ITIL V3 continues to gain traction and management mind share and we expect that to continue. Some of the resistance to ITIL V3 over V2 has dissipated, and there is a greater understanding of the benefits of the cohesion and coverage of the new set of books. Service Transition (including release and deployment) success stories using ITIL are being reported at conferences and events.
CM for Cloud Computing
"Cloud Computing" really started to gain traction during last year, and the trend looks like it will be only increasing. A good article on Infoq "Will Cloud-based Multi-Enterprise Information Systems Replace Extranets?" sets the scene.
For us, this generates a new set of CM challenges - looking to control and manage such systems. And this much harder if you are managing one or more third parties. While some aspects of release and deployment look much easier than with traditional systems, controlling and managing interfaces and related information may be significantly different.

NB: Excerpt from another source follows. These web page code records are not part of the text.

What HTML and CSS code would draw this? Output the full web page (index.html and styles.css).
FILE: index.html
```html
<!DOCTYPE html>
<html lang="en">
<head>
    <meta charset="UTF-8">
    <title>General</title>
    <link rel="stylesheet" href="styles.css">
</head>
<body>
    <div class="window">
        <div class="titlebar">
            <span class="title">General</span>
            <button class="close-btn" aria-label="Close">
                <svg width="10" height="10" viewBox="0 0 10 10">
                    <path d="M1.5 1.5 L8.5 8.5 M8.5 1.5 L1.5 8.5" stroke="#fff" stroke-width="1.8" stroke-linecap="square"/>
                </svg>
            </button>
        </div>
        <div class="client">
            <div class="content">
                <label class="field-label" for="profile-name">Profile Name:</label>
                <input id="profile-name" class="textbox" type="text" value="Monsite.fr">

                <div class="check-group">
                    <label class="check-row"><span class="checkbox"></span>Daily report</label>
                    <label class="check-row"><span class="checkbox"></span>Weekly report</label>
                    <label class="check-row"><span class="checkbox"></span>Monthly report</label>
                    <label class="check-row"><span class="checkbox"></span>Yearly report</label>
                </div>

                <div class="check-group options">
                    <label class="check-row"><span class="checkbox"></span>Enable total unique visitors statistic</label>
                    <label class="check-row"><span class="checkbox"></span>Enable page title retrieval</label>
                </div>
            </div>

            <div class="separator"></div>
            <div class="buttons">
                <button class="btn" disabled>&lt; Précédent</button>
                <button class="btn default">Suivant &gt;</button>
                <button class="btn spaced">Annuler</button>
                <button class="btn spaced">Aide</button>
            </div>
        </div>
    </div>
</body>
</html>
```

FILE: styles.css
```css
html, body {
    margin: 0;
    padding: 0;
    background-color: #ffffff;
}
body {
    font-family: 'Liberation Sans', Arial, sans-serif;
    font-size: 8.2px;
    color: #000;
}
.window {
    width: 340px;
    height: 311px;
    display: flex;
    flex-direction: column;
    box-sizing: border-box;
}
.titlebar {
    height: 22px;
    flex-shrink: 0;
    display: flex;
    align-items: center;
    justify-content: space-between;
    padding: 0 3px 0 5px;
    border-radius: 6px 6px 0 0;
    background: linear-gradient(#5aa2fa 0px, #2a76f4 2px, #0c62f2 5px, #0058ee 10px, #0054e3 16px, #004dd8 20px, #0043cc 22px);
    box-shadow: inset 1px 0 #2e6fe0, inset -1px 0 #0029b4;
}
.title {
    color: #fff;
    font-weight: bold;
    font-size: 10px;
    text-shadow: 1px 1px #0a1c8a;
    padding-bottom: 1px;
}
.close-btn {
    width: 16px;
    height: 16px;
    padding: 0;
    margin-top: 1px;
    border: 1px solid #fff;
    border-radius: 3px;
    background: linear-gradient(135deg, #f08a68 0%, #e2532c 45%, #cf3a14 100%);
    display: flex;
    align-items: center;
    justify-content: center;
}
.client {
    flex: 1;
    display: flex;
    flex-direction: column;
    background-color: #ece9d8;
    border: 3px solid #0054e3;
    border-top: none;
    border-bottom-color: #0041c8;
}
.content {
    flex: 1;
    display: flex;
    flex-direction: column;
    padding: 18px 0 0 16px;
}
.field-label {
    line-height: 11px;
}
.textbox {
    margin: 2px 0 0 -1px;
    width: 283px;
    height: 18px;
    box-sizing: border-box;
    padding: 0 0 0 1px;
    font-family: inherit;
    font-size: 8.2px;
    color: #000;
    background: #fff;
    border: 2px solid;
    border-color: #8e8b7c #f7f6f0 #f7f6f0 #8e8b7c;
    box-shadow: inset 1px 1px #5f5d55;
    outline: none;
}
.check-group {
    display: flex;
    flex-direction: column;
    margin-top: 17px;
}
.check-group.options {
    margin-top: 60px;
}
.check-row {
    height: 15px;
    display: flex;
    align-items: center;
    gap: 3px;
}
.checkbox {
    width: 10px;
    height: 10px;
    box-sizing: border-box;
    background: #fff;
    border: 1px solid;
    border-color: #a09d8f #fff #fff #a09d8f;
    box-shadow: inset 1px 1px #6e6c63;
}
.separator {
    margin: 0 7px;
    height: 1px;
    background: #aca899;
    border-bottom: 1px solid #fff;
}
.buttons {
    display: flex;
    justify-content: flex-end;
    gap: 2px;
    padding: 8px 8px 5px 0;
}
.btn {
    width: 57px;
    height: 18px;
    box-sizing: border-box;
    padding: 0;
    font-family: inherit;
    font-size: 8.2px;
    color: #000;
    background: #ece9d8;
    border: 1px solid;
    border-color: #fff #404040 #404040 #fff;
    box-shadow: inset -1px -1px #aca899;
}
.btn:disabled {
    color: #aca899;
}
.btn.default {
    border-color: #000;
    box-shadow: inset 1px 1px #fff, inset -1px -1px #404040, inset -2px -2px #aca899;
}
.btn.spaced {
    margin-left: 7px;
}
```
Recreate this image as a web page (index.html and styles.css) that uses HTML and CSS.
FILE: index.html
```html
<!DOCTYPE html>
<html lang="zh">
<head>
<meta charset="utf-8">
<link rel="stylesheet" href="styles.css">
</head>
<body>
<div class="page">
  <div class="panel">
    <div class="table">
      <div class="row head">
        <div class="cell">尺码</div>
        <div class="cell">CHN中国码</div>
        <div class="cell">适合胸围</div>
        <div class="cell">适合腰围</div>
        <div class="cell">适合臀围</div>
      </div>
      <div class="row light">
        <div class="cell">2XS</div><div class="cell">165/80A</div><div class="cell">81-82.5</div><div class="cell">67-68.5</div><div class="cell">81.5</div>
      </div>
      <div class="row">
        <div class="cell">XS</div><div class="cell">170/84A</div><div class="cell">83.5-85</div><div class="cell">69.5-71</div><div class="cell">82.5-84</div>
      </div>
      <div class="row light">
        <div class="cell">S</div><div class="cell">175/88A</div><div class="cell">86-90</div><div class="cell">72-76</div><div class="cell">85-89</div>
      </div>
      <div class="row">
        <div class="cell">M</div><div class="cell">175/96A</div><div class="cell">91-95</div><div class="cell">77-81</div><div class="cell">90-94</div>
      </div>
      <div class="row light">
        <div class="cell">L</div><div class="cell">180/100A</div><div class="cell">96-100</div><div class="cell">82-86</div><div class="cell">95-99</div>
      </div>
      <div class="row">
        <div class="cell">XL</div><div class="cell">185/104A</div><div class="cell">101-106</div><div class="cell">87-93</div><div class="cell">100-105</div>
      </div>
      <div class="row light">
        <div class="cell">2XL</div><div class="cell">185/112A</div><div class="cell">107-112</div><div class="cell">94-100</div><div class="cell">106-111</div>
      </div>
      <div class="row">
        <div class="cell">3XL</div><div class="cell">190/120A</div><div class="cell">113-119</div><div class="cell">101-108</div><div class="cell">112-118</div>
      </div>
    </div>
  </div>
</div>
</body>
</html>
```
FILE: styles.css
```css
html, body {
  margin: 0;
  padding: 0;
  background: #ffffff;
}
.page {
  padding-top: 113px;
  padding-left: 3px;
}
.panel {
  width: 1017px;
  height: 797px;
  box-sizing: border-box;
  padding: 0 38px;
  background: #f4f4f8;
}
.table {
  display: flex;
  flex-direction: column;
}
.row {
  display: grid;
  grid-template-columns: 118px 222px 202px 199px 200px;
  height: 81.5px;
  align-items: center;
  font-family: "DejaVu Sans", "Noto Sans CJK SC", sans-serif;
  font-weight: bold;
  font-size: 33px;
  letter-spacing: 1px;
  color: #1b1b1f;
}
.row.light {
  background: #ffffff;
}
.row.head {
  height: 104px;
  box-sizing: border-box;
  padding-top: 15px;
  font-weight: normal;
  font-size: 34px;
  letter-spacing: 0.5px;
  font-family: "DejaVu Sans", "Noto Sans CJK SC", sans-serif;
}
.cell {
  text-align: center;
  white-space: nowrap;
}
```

It is well worth spending some effort on thinking about these issues ahead of time so that we have an answer if the business suddenly springs this on us!
There has been some recent discussion on what is meant by the term Agile SCM, and isn't all SCM agile? We remain convinced that there is life yet in Agile SCM, but will leave this fruitful topic for a future column! Meanwhile, check out Damon Poole's (possibly provocatively titled) online book Zero to Hyper Agile in 90 days or less for some good information on agile processes.

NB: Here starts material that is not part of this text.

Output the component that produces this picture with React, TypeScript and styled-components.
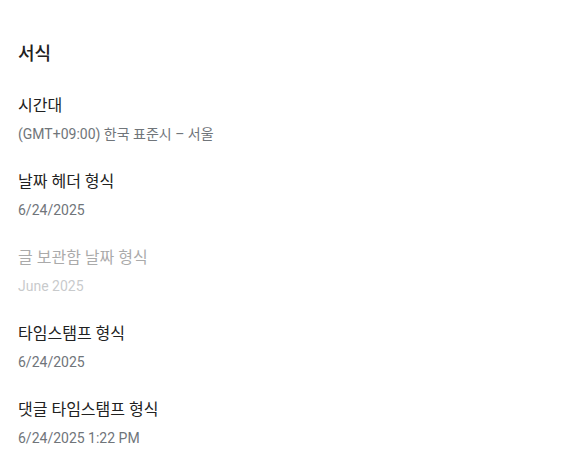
import * as React from "react";
import styled, { createGlobalStyle } from "styled-components";

type Setting = {
  label: string;
  value: string;
  disabled?: boolean;
};

const settings: Setting[] = [
  { label: "시간대", value: "(GMT+09:00) 한국 표준시 – 서울" },
  { label: "날짜 헤더 형식", value: "6/24/2025" },
  { label: "글 보관함 날짜 형식", value: "June 2025", disabled: true },
  { label: "타임스탬프 형식", value: "6/24/2025" },
  { label: "댓글 타임스탬프 형식", value: "6/24/2025 1:22 PM" },
];

export default function App() {
  return (
    <>
      <GlobalStyle />
      <Section>
        <Title>서식</Title>
        <List>
          {settings.map((item) => (
            <Item key={item.label} $disabled={item.disabled}>
              <Label>{item.label}</Label>
              <Value>{item.value}</Value>
            </Item>
          ))}
        </List>
      </Section>
    </>
  );
}

const GlobalStyle = createGlobalStyle`
  html, body {
    margin: 0;
    background: #ffffff;
  }

  body {
    font-family: Roboto, "Noto Sans CJK KR", sans-serif;
  }
`;

const Section = styled.section`
  padding: 42px 18px 0;
`;

const Title = styled.h2`
  margin: 0;
  font-size: 18px;
  line-height: 24px;
  font-weight: 500;
  color: #212121;
`;

const List = styled.div`
  display: flex;
  flex-direction: column;
  gap: 27px;
  margin-top: 29px;
`;

const Item = styled.div<{ $disabled?: boolean }>`
  display: flex;
  flex-direction: column;
  gap: 7px;
  opacity: ${(p) => (p.$disabled ? 0.38 : 1)};
`;

const Label = styled.div`
  font-size: 16px;
  line-height: 22px;
  color: #212121;
`;

const Value = styled.div`
  font-size: 14px;
  line-height: 20px;
  color: #70757a;
`;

And finally, here is some unsolicited feedback one of us received from a recent training course:
I'll have to admit that I was unsure when I first went in (large pile of printouts, knowledge that I'd been using the product for the last 2 years etc.) but it was quickly obvious [the trainer] really knew his stuff, had some great tips for using [the tool], and most importantly he actually enjoyed what he was doing!
So perhaps our mission for this year is "to communicate the Joy of CM"! Happy New Year!